Just south of the FPL plant in Riviera Beach is a new center that will inspire visitors to preserve and protect Florida’s environment and wildlife -- specifically manatees. The Manatee Education Center will teach visitors about this endangered species and the diverse marine life.
Thomas Bean (Class of 2013), FPL’s Director of Public and Community Engagement, explains how the leadership community can promote this unique center.
1) Explain the mission/goals of the Florida Power & Light Company Manatee Education Center in Rivera Beach.
Thomas Bean: For more than 30 years, FPL has diligently protected manatees and worked to educate our customers about these gentle, warm-blooded sea cows. Manatees warm themselves during the winter months near natural springs or warm-water outflows of coastal power plants such as the newly modernized Riviera Beach Next Generation Clean Energy Center. Hundreds of manatees migrate to this site and gather there every year when the temperature gets chilly.
On a piece of property located just south of the power plant overlooking the outflow area, FPL is building an innovative, two-story, Key West-style building that will actively engage visitors by providing learning opportunities about endangered manatees and wildlife in the surrounding waterways. Amenities will include a manatee viewing area, exhibit and meeting space, free admission and parking, picnic area, pavilion and a manatee webcam.
At FPL, we are working together with the communities we serve to make Florida an even better place to raise families and to do business and this includes creating this new center that will inspire visitors to preserve and protect Florida’s environment and wildlife.
2) Why did FPL decide to open the center in Palm Beach County?
Thomas Bean: For years, prior to 9/11, local Palm Beach County residents and winter visitors could park and walk right up to the water next to the old power plant.

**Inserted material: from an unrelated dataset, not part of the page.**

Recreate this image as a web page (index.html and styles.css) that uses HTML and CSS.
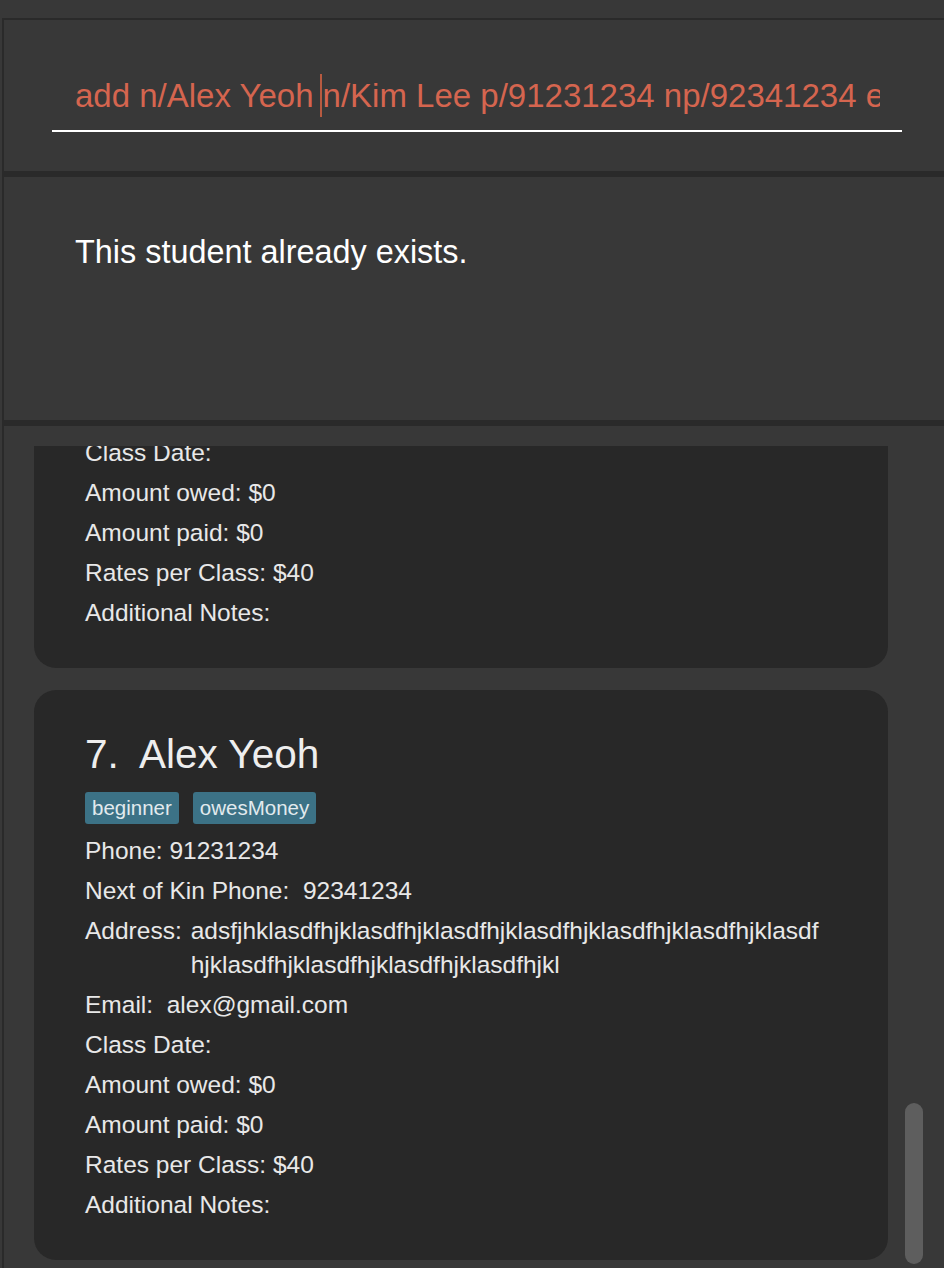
FILE: index.html
```html
<!DOCTYPE html>
<html lang="en">
<head>
<meta charset="utf-8">
<title>Tutor App</title>
<link rel="stylesheet" href="styles.css">
</head>
<body>
<div class="window">
  <div class="command-box">
    <div class="command-field"><div class="command-clip"><span class="cmd-text">add n/Alex Yeoh</span><span class="caret"></span><span class="cmd-text">n/Kim Lee p/91231234 np/92341234 e/alex@gmail.com a/adsfjhklasdf</span></div></div>
  </div>
  <div class="sep"></div>
  <div class="result">This student already exists.</div>
  <div class="sep"></div>
  <div class="list">
    <div class="viewport">
      <div class="card card-scrolled">
        <div class="rows">
          <div class="row">Class Date:</div>
          <div class="row">Amount owed: $0</div>
          <div class="row">Amount paid: $0</div>
          <div class="row">Rates per Class: $40</div>
          <div class="row">Additional Notes:</div>
        </div>
      </div>
      <div class="card">
        <div class="name">7.&nbsp; Alex Yeoh</div>
        <div class="tags">
          <span class="tag">beginner</span>
          <span class="tag">owesMoney</span>
        </div>
        <div class="rows">
          <div class="row">Phone: 91231234</div>
          <div class="row">Next of Kin Phone:&nbsp; 92341234</div>
          <div class="row row-split">
            <span class="label">Address:</span>
            <span class="value">adsfjhklasdfhjklasdfhjklasdfhjklasdfhjklasdfhjklasdfhjklasdf<br>hjklasdfhjklasdfhjklasdfhjklasdfhjkl</span>
          </div>
          <div class="row">Email:&nbsp; alex@gmail.com</div>
          <div class="row">Class Date:</div>
          <div class="row">Amount owed: $0</div>
          <div class="row">Amount paid: $0</div>
          <div class="row">Rates per Class: $40</div>
          <div class="row">Additional Notes:</div>
        </div>
      </div>
    </div>
    <div class="scrollbar"></div>
  </div>
</div>
</body>
</html>
```

FILE: styles.css
```css
html, body {
  margin: 0;
  padding: 0;
  height: 1268px;
  overflow: hidden;
  background: #383838;
  font-family: "Liberation Sans", Arial, sans-serif;
}

.window {
  margin: 18px 0 0 2px;
  border-top: 2px solid #2a2a2a;
  border-left: 2px solid #2a2a2a;
  height: 1248px;
  display: flex;
  flex-direction: column;
}

.command-box {
  height: 151px;
  box-sizing: border-box;
  padding: 54px 42px 0 48px;
}

.command-field {
  border-bottom: 2px solid #ffffff;
  padding: 0 22px 12px 23px;
}

.command-clip {
  height: 44px;
  line-height: 44px;
  font-size: 33px;
  white-space: nowrap;
  overflow: hidden;
  color: #d5654f;
}

.caret {
  display: inline-block;
  width: 2px;
  height: 43px;
  margin: 0 1px 0 6px;
  vertical-align: top;
  background: #b75a40;
}

.sep {
  height: 6px;
  background: #2a2a2a;
}

.result {
  height: 243px;
  box-sizing: border-box;
  padding: 55px 0 0 71px;
  font-size: 32.4px;
  line-height: 40px;
  color: #ffffff;
}

.list {
  position: relative;
  flex: 1;
  min-height: 0;
  padding: 20px 56px 0 30px;
}

.viewport {
  height: 100%;
  overflow: hidden;
  display: flex;
  flex-direction: column;
  gap: 22px;
}

.card {
  flex: none;
  background: #282828;
  border-radius: 22px;
  padding: 39px 20px 38px 51px;
  color: #e8e8e8;
}

.card-scrolled {
  margin-top: -49px;
}

.name {
  font-size: 40.5px;
  line-height: 50px;
  color: #eeeeee;
  margin-bottom: 13px;
}

.tags {
  display: flex;
  gap: 14px;
  margin-bottom: 10px;
}

.tag {
  background: #3c7286;
  color: #e2eaee;
  font-size: 20.5px;
  line-height: 32px;
  height: 32px;
  padding: 0 7px;
  border-radius: 3px;
}

.rows {
  display: flex;
  flex-direction: column;
  gap: 6px;
}

.row {
  font-size: 24.5px;
  line-height: 34px;
  white-space: nowrap;
}

.row-split {
  display: flex;
  gap: 9px;
}

.scrollbar {
  position: absolute;
  left: 901px;
  top: 677px;
  width: 18px;
  height: 161px;
  border-radius: 9px;
  background: #5e5e5e;
}
```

Following 9/11, power plants implemented much higher levels of security, which resulted in the manatee viewing area being closed to the public due to its close proximity to the plant.
In 2011, when FPL made the move to replace the 1960s-era-oil-and-gas-fired Riviera Beach plant at this site with a new combined-cycle natural gas plant, FPL’s plans included a permanent manatee viewing area adjacent to the plant that would be open to the public. Today, that viewing area has expanded to an actual center that is poised to offer numerous opportunities for visitors to learn about this endangered species and the diverse marine life in the Lake Worth Lagoon.
3) What can the Leadership community do to help promote the center?
Thomas Bean: First of all, help us spread the word that this new center is coming soon! Then, once the center is open, come visit and bring your friends and family members. FPL wants this center to serve the community on many levels – as a place to come learn about the gentle sea cows that inhabit our local waterways and as a beautiful venue in our community that showcases the diverse ecosystem present in the Lake Worth Lagoon. There will be many different ways to experience the center, from the unique waterfront location to the dynamic and engaging exhibits, to marine-life expert lectures in the upstairs space to guided tours led by trained docents, and we will gratefully accept help from Leadership Palm Beach County’s extensive network of local leaders to help us spread the word about this new community destination.